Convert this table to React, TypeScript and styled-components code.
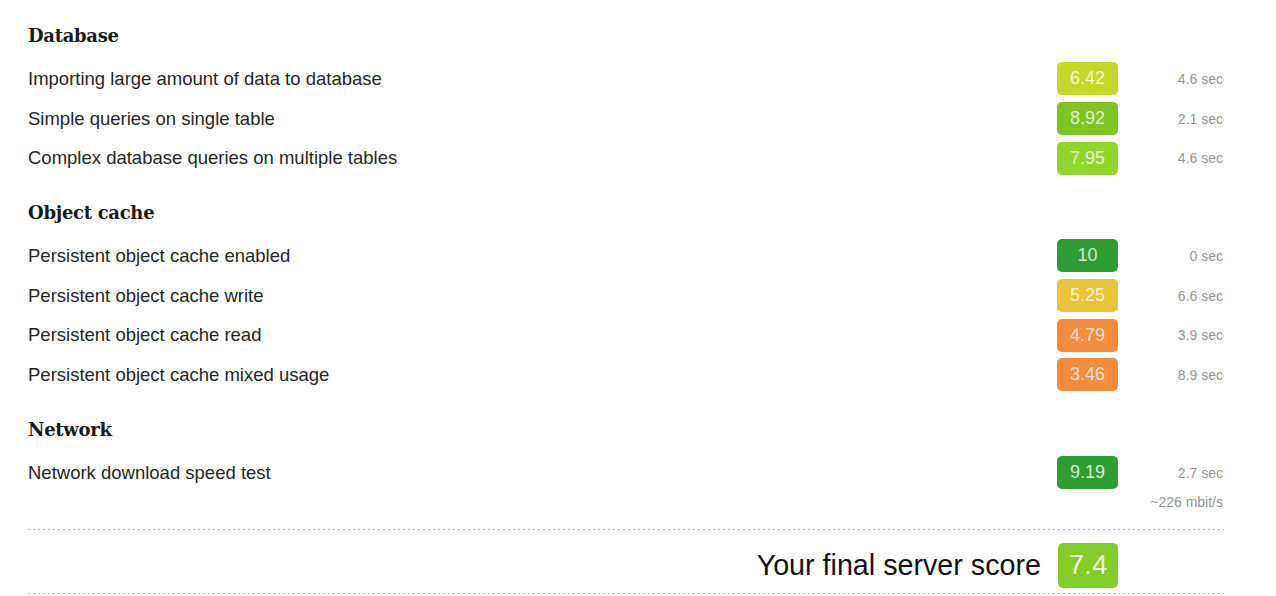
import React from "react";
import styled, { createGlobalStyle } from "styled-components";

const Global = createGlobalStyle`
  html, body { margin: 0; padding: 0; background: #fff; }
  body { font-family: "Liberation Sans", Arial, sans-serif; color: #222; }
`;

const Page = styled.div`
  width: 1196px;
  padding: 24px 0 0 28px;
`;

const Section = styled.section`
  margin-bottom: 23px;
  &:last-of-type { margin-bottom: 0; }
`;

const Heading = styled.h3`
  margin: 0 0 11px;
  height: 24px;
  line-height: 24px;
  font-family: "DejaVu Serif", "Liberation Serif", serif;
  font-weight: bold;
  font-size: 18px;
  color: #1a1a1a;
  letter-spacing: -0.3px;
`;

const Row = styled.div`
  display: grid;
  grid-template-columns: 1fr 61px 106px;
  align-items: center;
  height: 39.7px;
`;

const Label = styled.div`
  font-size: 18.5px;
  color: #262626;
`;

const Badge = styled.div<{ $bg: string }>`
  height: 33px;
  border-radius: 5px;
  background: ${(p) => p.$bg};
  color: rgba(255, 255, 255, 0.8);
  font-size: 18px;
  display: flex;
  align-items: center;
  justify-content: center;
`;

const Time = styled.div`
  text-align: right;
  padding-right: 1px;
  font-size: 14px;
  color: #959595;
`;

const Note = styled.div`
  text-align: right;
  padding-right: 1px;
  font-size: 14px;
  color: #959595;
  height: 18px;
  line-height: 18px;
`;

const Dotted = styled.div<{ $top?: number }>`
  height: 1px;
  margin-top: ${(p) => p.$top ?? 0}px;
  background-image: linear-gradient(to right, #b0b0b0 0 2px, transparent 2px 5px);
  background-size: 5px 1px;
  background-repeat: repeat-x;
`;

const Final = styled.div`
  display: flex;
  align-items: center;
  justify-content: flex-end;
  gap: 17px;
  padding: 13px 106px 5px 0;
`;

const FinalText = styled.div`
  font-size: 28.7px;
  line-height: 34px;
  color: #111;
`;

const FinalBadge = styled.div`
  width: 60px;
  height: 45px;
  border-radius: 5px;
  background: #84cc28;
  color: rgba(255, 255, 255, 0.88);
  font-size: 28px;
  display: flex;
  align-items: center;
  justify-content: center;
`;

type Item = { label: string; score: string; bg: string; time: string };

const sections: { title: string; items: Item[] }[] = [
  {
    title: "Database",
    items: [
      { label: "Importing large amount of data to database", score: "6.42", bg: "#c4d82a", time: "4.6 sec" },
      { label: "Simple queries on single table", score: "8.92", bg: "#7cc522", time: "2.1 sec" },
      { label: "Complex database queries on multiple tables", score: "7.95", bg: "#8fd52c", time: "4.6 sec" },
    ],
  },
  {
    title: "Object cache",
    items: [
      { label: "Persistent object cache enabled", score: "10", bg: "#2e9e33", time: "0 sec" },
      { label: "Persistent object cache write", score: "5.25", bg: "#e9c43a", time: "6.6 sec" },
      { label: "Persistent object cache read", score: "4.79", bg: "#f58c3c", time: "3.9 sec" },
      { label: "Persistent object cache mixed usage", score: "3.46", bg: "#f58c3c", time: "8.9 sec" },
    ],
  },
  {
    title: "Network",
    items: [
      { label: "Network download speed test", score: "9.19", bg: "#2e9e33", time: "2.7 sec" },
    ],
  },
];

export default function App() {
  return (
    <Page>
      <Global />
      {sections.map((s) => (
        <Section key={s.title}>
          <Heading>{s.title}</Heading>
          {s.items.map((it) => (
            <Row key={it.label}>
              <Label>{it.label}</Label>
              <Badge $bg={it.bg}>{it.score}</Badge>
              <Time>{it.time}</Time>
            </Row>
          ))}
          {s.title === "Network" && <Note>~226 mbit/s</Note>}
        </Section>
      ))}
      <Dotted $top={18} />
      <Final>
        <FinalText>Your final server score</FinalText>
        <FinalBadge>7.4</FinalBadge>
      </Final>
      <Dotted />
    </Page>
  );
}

# Objective:
Copy the data character for character, but drop all pictures from the copy.

# Exercise result:
Convert this table to React, TypeScript and styled-components code.
import React from "react";
import styled, { createGlobalStyle } from "styled-components";

const Global = createGlobalStyle`
  html, body { margin: 0; padding: 0; background: #fff; }
  body { font-family: "Liberation Sans", Arial, sans-serif; color: #222; }
`;

const Page = styled.div`
  width: 1196px;
  padding: 24px 0 0 28px;
`;

const Section = styled.section`
  margin-bottom: 23px;
  &:last-of-type { margin-bottom: 0; }
`;

const Heading = styled.h3`
  margin: 0 0 11px;
  height: 24px;
  line-height: 24px;
  font-family: "DejaVu Serif", "Liberation Serif", serif;
  font-weight: bold;
  font-size: 18px;
  color: #1a1a1a;
  letter-spacing: -0.3px;
`;

const Row = styled.div`
  display: grid;
  grid-template-columns: 1fr 61px 106px;
  align-items: center;
  height: 39.7px;
`;

const Label = styled.div`
  font-size: 18.5px;
  color: #262626;
`;

const Badge = styled.div<{ $bg: string }>`
  height: 33px;
  border-radius: 5px;
  background: ${(p) => p.$bg};
  color: rgba(255, 255, 255, 0.8);
  font-size: 18px;
  display: flex;
  align-items: center;
  justify-content: center;
`;

const Time = styled.div`
  text-align: right;
  padding-right: 1px;
  font-size: 14px;
  color: #959595;
`;

const Note = styled.div`
  text-align: right;
  padding-right: 1px;
  font-size: 14px;
  color: #959595;
  height: 18px;
  line-height: 18px;
`;

const Dotted = styled.div<{ $top?: number }>`
  height: 1px;
  margin-top: ${(p) => p.$top ?? 0}px;
  background-image: linear-gradient(to right, #b0b0b0 0 2px, transparent 2px 5px);
  background-size: 5px 1px;
  background-repeat: repeat-x;
`;

const Final = styled.div`
  display: flex;
  align-items: center;
  justify-content: flex-end;
  gap: 17px;
  padding: 13px 106px 5px 0;
`;

const FinalText = styled.div`
  font-size: 28.7px;
  line-height: 34px;
  color: #111;
`;

const FinalBadge = styled.div`
  width: 60px;
  height: 45px;
  border-radius: 5px;
  background: #84cc28;
  color: rgba(255, 255, 255, 0.88);
  font-size: 28px;
  display: flex;
  align-items: center;
  justify-content: center;
`;

type Item = { label: string; score: string; bg: string; time: string };

const sections: { title: string; items: Item[] }[] = [
  {
    title: "Database",
    items: [
      { label: "Importing large amount of data to database", score: "6.42", bg: "#c4d82a", time: "4.6 sec" },
      { label: "Simple queries on single table", score: "8.92", bg: "#7cc522", time: "2.1 sec" },
      { label: "Complex database queries on multiple tables", score: "7.95", bg: "#8fd52c", time: "4.6 sec" },
    ],
  },
  {
    title: "Object cache",
    items: [
      { label: "Persistent object cache enabled", score: "10", bg: "#2e9e33", time: "0 sec" },
      { label: "Persistent object cache write", score: "5.25", bg: "#e9c43a", time: "6.6 sec" },
      { label: "Persistent object cache read", score: "4.79", bg: "#f58c3c", time: "3.9 sec" },
      { label: "Persistent object cache mixed usage", score: "3.46", bg: "#f58c3c", time: "8.9 sec" },
    ],
  },
  {
    title: "Network",
    items: [
      { label: "Network download speed test", score: "9.19", bg: "#2e9e33", time: "2.7 sec" },
    ],
  },
];

export default function App() {
  return (
    <Page>
      <Global />
      {sections.map((s) => (
        <Section key={s.title}>
          <Heading>{s.title}</Heading>
          {s.items.map((it) => (
            <Row key={it.label}>
              <Label>{it.label}</Label>
              <Badge $bg={it.bg}>{it.score}</Badge>
              <Time>{it.time}</Time>
            </Row>
          ))}
          {s.title === "Network" && <Note>~226 mbit/s</Note>}
        </Section>
      ))}
      <Dotted $top={18} />
      <Final>
        <FinalText>Your final server score</FinalText>
        <FinalBadge>7.4</FinalBadge>
      </Final>
      <Dotted />
    </Page>
  );
}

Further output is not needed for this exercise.